A Heart for the City

Effective Ministries to the Urban Community


By John Fuder

Moody Publishers

Copyright © 1999 Moody Bible Institute
All rights reserved.
ISBN: 978-1-57567-664-7



CHAPTER 1

CHICAGO'S PLACE IN WORLD EVANGELIZATION

WHERE GEOGRAPHY AND HISTORY CONVERGED

* * *

Ray Bakke


Introduction: The City of Chicago


It is widely believed that the name "Chicago" is a corruption of an old Indian word for "bad smell." In its early days, the Indian trails converged at the brackish lowlands and skunk cabbage patches where the river meandered into Lake Michigan. This was the place of portage to the Des Plaines and Illinois River systems, which made it strategic for the British, French, and Americans. Fort Dearborn was founded on the high ground south, where the Tribune Tower now stands. In 1925 historian Herbert Asbury wrote, "Chickagou or Checagou ... a bad smell, a symbolism which is kept alive by the politicians and the stockyards."

Illinois, like the rest of the Midwest, was settling from south to north, for the earliest settlers came through the Cumberland Gap and up the Mississippi and Ohio River systems. To this day, everything in Illinois outside the Chicago area is called "downstate."

In 1825 the Erie Canal opened, connecting the Hudson River and Lake Erie. That started the race between what historians called the "lake cities"—Cleveland, Detroit, Milwaukee, and Chicago—and the "river cities"—St. Louis, Louisville, Cincinnati, and Pittsburgh. Founded in 1837, Chicago came onto the scene as a scrappy town set down in the midst of the middle west prairies. From the start it was raucous, entrepreneurial, and, above all, European.

To the north lay the cheap ore for steel that could be floated down the lakes; to the south lay huge coalfields that could be inexpensively railroaded north. All was in place for the "cheap labor" from Europe to find a productive spot to settle. The "push factors" that led people to leave their homelands included famine, religious persecution, and political oppression in Europe. The "pull factors" that drew people to Chicago included the Civil War, the rail expansion providing passage around the lakes to the West Coast, the industrial revolution taking root across the U.S., and the political will to make it work.

Although as late as the 1840s St. Louis, Alton, and even Navoo (the temporary Mormon city) rivaled Chicago as the capital of the American inland empire, Chicago soon surfaced as the pre-eminent Midwestern city. Between 1860 and 1900, Chicago grew at an average rate of thirty thousand each year. In fifty years it went from being a "wild onion patch" to being the "second city" of the Western Hemisphere. The sheer scope of that growth was unprecedented in history.
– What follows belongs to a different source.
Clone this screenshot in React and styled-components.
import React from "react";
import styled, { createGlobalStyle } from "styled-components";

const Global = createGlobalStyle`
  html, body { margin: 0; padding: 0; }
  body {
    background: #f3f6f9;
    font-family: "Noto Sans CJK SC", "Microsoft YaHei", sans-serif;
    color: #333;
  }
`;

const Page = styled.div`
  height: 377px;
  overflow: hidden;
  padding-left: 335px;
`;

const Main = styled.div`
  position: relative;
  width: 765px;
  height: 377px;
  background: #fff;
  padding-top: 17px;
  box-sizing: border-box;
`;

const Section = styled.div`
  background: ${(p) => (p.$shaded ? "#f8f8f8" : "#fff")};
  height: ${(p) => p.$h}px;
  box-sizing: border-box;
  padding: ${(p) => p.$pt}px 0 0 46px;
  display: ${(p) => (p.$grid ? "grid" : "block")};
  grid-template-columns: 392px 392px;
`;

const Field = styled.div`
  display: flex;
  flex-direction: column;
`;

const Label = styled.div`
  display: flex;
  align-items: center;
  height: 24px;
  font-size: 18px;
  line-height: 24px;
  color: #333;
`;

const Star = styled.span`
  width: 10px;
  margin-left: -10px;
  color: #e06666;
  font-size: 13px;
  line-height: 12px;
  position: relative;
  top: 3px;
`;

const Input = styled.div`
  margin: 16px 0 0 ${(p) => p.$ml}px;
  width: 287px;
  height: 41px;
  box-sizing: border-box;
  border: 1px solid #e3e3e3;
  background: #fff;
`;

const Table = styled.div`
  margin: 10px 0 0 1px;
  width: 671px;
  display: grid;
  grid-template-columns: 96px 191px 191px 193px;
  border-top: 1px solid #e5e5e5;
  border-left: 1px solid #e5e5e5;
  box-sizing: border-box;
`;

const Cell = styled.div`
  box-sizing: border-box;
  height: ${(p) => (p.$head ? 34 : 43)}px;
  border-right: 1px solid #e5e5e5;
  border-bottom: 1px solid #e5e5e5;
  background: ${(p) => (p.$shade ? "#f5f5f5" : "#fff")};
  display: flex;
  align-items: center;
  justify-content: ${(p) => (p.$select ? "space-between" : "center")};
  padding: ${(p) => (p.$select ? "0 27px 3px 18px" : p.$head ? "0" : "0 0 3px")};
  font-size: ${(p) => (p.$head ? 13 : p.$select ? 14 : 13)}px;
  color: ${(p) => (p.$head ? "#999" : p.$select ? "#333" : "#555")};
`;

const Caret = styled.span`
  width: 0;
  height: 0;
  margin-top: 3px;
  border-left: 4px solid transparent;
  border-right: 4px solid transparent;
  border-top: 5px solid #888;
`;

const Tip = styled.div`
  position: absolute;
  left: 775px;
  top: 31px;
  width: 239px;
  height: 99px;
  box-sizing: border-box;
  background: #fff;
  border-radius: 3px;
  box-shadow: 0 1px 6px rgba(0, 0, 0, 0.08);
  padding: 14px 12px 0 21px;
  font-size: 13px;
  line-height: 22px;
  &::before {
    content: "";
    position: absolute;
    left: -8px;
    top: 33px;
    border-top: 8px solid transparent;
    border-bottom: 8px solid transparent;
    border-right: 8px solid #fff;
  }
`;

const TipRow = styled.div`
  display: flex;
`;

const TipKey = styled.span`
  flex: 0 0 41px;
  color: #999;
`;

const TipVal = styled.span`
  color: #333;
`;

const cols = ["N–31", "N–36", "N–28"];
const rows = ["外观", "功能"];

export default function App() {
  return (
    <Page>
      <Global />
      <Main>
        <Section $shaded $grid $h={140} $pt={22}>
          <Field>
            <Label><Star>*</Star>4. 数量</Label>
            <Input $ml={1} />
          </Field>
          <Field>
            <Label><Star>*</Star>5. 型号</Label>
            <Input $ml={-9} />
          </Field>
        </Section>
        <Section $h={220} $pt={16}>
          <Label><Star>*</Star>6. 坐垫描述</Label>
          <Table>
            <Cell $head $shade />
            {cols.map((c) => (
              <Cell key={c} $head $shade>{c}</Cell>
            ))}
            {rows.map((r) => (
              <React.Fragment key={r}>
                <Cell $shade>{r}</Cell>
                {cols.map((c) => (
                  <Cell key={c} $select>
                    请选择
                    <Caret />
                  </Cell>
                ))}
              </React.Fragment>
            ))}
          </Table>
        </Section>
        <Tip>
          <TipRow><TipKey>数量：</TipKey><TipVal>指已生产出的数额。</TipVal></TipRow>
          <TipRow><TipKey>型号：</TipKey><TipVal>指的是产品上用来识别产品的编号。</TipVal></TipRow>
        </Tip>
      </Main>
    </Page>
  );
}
It is hardly accidental that the founding of the University of Chicago coincided with the establishment of the academic discipline of sociology. The burgeoning city of Chicago was ripe with social issues to be studied, and University of Chicago scholars—Park, Burgess, and Wirth, among others—guaranteed that Chicago would be used as the laboratory for urban research on all subjects.


THE IMMIGRATION ERA: EUROPE ARRIVES (1837–1918)

The famous potato famine in Ireland compelled thousands of Irish to leave their country after 1837 to look for work to sustain them. Many came to the U.S. to help carve out the 4,400 miles of canals dug between 1800 and 1850 in the race with the railroads. The Illinois–Michigan canal, the stockyards, and industry provided low threshold entry for the Irish into the Chicago area.

The Irish, who settled primarily in the West and South Loop (Bridgeport) neighborhoods, were largely rural in background. However, their national identity had been forged by centuries of conflict with Britain. To survive, the Irish had learned two valuable political skills: the English language and ethnic networking/political coalition-building. That is why, against all odds, the Irish eventually captured three major urban leadership roles: police officers, pastors, and politicians (the so-called "urban trinity").

Very quickly the Irish learned political leveraging to affect political change in their ancestral land, Ireland. Long before American Jews organized for the establishment and success of Israel, the American Irish organized Hibernian societies in 1925 to work for the liberation of Ireland from Britain. The Irish then became part of the mainstream society in Chicago and other U.S. cities.

In the early 1800s Germany did not exist as a unified political entity. Instead, a patchwork society of some three hundred duchies, principalities, and free cities occupied Middle Europe. Culturally the region was unified by the publication of Luther's Bible in the German language after 1524. The desire to unify politically was felt both in the north and south regions. The Prussian militarist north and the culturally driven South Germans contrived to form a national ("professors") parliament in Frankfurt in 1840, but it collapsed in the European revolutionary climate of 1848. Thereafter, the movement toward unification proceeded rapidly. The impetus was not democratic; rather, the militaristic drive of the Prussians from the north into the southern regions provoked the exodus of large numbers of Protestant Germans from the Baden-Württemberg Southwest and equally large numbers from Catholic Bavaria in the Southeast. At least 250,000 Germans came to Chicago during those years. Cincinnati and Milwaukee also attracted multitudes of German immigrants, changing the social, political, and religious fabric of these cities in ways most Americans never really understood.


A Tale of Two Cities

The earliest Chicago was constructed almost entirely of wood. The Great Fire of 1871 ended that era! As Chicago rebuilt, the city spilled over Western Avenue (originally the western boundary of Chicago) with the brick and factory look that exists today. The "two cities" that emerged were the "WASP" lakefront district (White, Anglo-Saxon, Protestant; but which might better be called "Wealthy, Alienated, Separated, and Protected") and the river wards, which Michael Novak described with the tongue-in-cheek term PIGS—Poles, Italians, Greeks, and Slovaks.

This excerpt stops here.